> [Your task]: Skip the pictures and extract all of the lines exactly as written.

> [Raw data]:

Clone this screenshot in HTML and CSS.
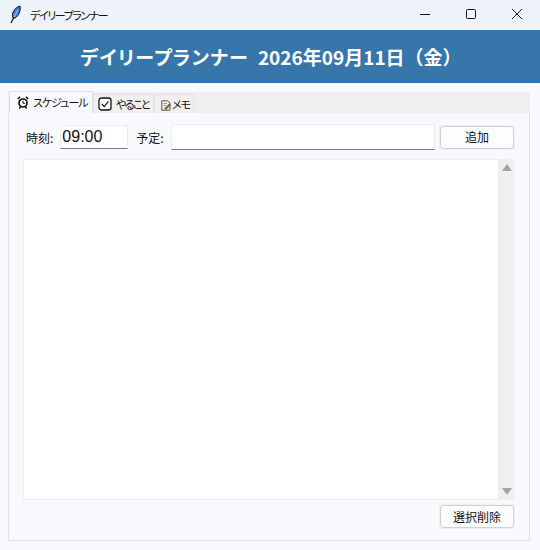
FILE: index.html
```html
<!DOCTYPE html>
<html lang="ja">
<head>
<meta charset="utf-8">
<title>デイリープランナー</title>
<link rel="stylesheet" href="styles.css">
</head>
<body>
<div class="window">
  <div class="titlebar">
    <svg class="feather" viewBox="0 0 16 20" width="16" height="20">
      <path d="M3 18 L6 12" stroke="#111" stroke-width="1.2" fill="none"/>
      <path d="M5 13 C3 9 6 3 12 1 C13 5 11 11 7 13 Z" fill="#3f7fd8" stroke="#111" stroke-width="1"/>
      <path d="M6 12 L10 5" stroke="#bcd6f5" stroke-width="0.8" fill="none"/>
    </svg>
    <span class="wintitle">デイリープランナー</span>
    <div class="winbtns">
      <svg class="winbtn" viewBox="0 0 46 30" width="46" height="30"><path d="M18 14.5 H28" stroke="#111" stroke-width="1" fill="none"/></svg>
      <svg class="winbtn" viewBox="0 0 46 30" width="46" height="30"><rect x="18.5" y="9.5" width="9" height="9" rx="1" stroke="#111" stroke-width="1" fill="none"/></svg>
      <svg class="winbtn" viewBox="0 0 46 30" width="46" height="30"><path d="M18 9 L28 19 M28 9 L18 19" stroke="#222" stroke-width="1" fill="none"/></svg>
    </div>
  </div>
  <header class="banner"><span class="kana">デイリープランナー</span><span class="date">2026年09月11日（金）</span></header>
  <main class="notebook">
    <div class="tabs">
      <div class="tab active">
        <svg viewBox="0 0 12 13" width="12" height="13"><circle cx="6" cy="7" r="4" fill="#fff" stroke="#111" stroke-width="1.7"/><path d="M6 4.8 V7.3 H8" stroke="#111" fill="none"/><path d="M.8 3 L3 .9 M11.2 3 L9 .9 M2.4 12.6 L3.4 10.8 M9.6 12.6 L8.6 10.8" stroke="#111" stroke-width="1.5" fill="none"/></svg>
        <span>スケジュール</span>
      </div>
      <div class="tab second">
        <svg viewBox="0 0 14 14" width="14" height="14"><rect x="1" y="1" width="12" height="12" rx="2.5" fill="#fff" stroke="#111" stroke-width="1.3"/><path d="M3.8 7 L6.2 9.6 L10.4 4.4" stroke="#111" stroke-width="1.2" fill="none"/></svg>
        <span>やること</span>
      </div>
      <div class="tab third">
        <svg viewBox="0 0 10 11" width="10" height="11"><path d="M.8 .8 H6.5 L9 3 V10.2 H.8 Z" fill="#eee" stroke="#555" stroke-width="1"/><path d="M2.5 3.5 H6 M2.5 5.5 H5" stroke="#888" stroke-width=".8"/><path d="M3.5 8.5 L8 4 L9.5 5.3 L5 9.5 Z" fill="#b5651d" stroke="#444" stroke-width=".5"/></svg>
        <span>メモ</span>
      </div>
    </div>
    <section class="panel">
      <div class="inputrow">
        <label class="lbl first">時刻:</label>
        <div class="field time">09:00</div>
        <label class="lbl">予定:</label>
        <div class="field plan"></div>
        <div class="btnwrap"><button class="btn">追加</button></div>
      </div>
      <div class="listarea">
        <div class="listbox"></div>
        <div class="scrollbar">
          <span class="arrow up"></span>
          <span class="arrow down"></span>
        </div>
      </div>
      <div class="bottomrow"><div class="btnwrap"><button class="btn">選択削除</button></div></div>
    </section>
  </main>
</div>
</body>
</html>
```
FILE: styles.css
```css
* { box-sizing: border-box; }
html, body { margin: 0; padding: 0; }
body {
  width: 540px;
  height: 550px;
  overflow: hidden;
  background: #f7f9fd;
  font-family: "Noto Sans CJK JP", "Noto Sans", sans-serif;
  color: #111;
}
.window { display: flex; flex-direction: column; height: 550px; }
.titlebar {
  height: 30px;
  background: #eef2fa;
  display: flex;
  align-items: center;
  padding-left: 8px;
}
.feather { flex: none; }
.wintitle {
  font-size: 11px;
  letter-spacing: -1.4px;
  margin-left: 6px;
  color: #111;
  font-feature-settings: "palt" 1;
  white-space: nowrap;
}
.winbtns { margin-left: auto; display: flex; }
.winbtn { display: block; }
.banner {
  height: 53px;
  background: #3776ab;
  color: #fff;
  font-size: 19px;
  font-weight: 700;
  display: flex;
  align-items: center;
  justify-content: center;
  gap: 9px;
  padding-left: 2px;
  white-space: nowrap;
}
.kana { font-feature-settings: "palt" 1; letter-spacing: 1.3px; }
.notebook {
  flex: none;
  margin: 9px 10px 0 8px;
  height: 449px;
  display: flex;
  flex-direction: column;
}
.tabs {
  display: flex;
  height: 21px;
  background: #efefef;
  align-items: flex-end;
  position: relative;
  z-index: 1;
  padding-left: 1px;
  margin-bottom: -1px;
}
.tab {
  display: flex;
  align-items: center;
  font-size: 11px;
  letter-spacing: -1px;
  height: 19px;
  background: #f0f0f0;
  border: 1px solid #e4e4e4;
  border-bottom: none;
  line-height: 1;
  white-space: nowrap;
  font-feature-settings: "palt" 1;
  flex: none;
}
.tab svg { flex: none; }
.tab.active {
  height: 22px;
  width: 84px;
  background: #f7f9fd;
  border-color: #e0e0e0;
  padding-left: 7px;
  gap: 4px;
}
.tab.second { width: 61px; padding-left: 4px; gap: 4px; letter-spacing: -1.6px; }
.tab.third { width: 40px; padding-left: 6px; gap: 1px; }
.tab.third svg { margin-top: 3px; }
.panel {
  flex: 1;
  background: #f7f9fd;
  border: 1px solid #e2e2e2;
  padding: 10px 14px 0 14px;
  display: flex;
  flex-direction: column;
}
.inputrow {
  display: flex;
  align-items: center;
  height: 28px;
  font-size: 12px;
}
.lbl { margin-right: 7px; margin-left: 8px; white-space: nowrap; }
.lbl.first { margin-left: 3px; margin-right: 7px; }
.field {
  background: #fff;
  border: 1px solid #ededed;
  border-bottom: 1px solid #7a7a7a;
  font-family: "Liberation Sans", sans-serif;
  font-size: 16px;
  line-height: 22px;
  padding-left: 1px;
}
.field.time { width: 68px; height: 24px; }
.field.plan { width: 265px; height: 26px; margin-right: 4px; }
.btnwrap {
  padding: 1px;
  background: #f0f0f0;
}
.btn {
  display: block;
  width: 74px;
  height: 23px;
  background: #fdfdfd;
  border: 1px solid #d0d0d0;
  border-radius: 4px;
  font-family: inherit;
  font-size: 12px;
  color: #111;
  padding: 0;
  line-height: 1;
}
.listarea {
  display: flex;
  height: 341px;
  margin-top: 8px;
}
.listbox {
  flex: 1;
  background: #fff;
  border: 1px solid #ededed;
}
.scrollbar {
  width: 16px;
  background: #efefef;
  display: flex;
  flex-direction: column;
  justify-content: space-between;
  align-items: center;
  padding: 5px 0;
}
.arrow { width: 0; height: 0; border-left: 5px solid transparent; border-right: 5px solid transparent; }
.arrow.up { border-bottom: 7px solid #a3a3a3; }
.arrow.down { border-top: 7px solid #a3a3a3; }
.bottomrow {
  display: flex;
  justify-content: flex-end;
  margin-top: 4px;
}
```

> [Output for this exercise]:
Clone this screenshot in HTML and CSS.
FILE: index.html
```html
<!DOCTYPE html>
<html lang="ja">
<head>
<meta charset="utf-8">
<title>デイリープランナー</title>
<link rel="stylesheet" href="styles.css">
</head>
<body>
<div class="window">
  <div class="titlebar">
    <svg class="feather" viewBox="0 0 16 20" width="16" height="20">
      <path d="M3 18 L6 12" stroke="#111" stroke-width="1.2" fill="none"/>
      <path d="M5 13 C3 9 6 3 12 1 C13 5 11 11 7 13 Z" fill="#3f7fd8" stroke="#111" stroke-width="1"/>
      <path d="M6 12 L10 5" stroke="#bcd6f5" stroke-width="0.8" fill="none"/>
    </svg>
    <span class="wintitle">デイリープランナー</span>
    <div class="winbtns">
      <svg class="winbtn" viewBox="0 0 46 30" width="46" height="30"><path d="M18 14.5 H28" stroke="#111" stroke-width="1" fill="none"/></svg>
      <svg class="winbtn" viewBox="0 0 46 30" width="46" height="30"><rect x="18.5" y="9.5" width="9" height="9" rx="1" stroke="#111" stroke-width="1" fill="none"/></svg>
      <svg class="winbtn" viewBox="0 0 46 30" width="46" height="30"><path d="M18 9 L28 19 M28 9 L18 19" stroke="#222" stroke-width="1" fill="none"/></svg>
    </div>
  </div>
  <header class="banner"><span class="kana">デイリープランナー</span><span class="date">2026年09月11日（金）</span></header>
  <main class="notebook">
    <div class="tabs">
      <div class="tab active">
        <svg viewBox="0 0 12 13" width="12" height="13"><circle cx="6" cy="7" r="4" fill="#fff" stroke="#111" stroke-width="1.7"/><path d="M6 4.8 V7.3 H8" stroke="#111" fill="none"/><path d="M.8 3 L3 .9 M11.2 3 L9 .9 M2.4 12.6 L3.4 10.8 M9.6 12.6 L8.6 10.8" stroke="#111" stroke-width="1.5" fill="none"/></svg>
        <span>スケジュール</span>
      </div>
      <div class="tab second">
        <svg viewBox="0 0 14 14" width="14" height="14"><rect x="1" y="1" width="12" height="12" rx="2.5" fill="#fff" stroke="#111" stroke-width="1.3"/><path d="M3.8 7 L6.2 9.6 L10.4 4.4" stroke="#111" stroke-width="1.2" fill="none"/></svg>
        <span>やること</span>
      </div>
      <div class="tab third">
        <svg viewBox="0 0 10 11" width="10" height="11"><path d="M.8 .8 H6.5 L9 3 V10.2 H.8 Z" fill="#eee" stroke="#555" stroke-width="1"/><path d="M2.5 3.5 H6 M2.5 5.5 H5" stroke="#888" stroke-width=".8"/><path d="M3.5 8.5 L8 4 L9.5 5.3 L5 9.5 Z" fill="#b5651d" stroke="#444" stroke-width=".5"/></svg>
        <span>メモ</span>
      </div>
    </div>
    <section class="panel">
      <div class="inputrow">
        <label class="lbl first">時刻:</label>
        <div class="field time">09:00</div>
        <label class="lbl">予定:</label>
        <div class="field plan"></div>
        <div class="btnwrap"><button class="btn">追加</button></div>
      </div>
      <div class="listarea">
        <div class="listbox"></div>
        <div class="scrollbar">
          <span class="arrow up"></span>
          <span class="arrow down"></span>
        </div>
      </div>
      <div class="bottomrow"><div class="btnwrap"><button class="btn">選択削除</button></div></div>
    </section>
  </main>
</div>
</body>
</html>
```
FILE: styles.css
```css
* { box-sizing: border-box; }
html, body { margin: 0; padding: 0; }
body {
  width: 540px;
  height: 550px;
  overflow: hidden;
  background: #f7f9fd;
  font-family: "Noto Sans CJK JP", "Noto Sans", sans-serif;
  color: #111;
}
.window { display: flex; flex-direction: column; height: 550px; }
.titlebar {
  height: 30px;
  background: #eef2fa;
  display: flex;
  align-items: center;
  padding-left: 8px;
}
.feather { flex: none; }
.wintitle {
  font-size: 11px;
  letter-spacing: -1.4px;
  margin-left: 6px;
  color: #111;
  font-feature-settings: "palt" 1;
  white-space: nowrap;
}
.winbtns { margin-left: auto; display: flex; }
.winbtn { display: block; }
.banner {
  height: 53px;
  background: #3776ab;
  color: #fff;
  font-size: 19px;
  font-weight: 700;
  display: flex;
  align-items: center;
  justify-content: center;
  gap: 9px;
  padding-left: 2px;
  white-space: nowrap;
}
.kana { font-feature-settings: "palt" 1; letter-spacing: 1.3px; }
.notebook {
  flex: none;
  margin: 9px 10px 0 8px;
  height: 449px;
  display: flex;
  flex-direction: column;
}
.tabs {
  display: flex;
  height: 21px;
  background: #efefef;
  align-items: flex-end;
  position: relative;
  z-index: 1;
  padding-left: 1px;
  margin-bottom: -1px;
}
.tab {
  display: flex;
  align-items: center;
  font-size: 11px;
  letter-spacing: -1px;
  height: 19px;
  background: #f0f0f0;
  border: 1px solid #e4e4e4;
  border-bottom: none;
  line-height: 1;
  white-space: nowrap;
  font-feature-settings: "palt" 1;
  flex: none;
}
.tab svg { flex: none; }
.tab.active {
  height: 22px;
  width: 84px;
  background: #f7f9fd;
  border-color: #e0e0e0;
  padding-left: 7px;
  gap: 4px;
}
.tab.second { width: 61px; padding-left: 4px; gap: 4px; letter-spacing: -1.6px; }
.tab.third { width: 40px; padding-left: 6px; gap: 1px; }
.tab.third svg { margin-top: 3px; }
.panel {
  flex: 1;
  background: #f7f9fd;
  border: 1px solid #e2e2e2;
  padding: 10px 14px 0 14px;
  display: flex;
  flex-direction: column;
}
.inputrow {
  display: flex;
  align-items: center;
  height: 28px;
  font-size: 12px;
}
.lbl { margin-right: 7px; margin-left: 8px; white-space: nowrap; }
.lbl.first { margin-left: 3px; margin-right: 7px; }
.field {
  background: #fff;
  border: 1px solid #ededed;
  border-bottom: 1px solid #7a7a7a;
  font-family: "Liberation Sans", sans-serif;
  font-size: 16px;
  line-height: 22px;
  padding-left: 1px;
}
.field.time { width: 68px; height: 24px; }
.field.plan { width: 265px; height: 26px; margin-right: 4px; }
.btnwrap {
  padding: 1px;
  background: #f0f0f0;
}
.btn {
  display: block;
  width: 74px;
  height: 23px;
  background: #fdfdfd;
  border: 1px solid #d0d0d0;
  border-radius: 4px;
  font-family: inherit;
  font-size: 12px;
  color: #111;
  padding: 0;
  line-height: 1;
}
.listarea {
  display: flex;
  height: 341px;
  margin-top: 8px;
}
.listbox {
  flex: 1;
  background: #fff;
  border: 1px solid #ededed;
}
.scrollbar {
  width: 16px;
  background: #efefef;
  display: flex;
  flex-direction: column;
  justify-content: space-between;
  align-items: center;
  padding: 5px 0;
}
.arrow { width: 0; height: 0; border-left: 5px solid transparent; border-right: 5px solid transparent; }
.arrow.up { border-bottom: 7px solid #a3a3a3; }
.arrow.down { border-top: 7px solid #a3a3a3; }
.bottomrow {
  display: flex;
  justify-content: flex-end;
  margin-top: 4px;
}
```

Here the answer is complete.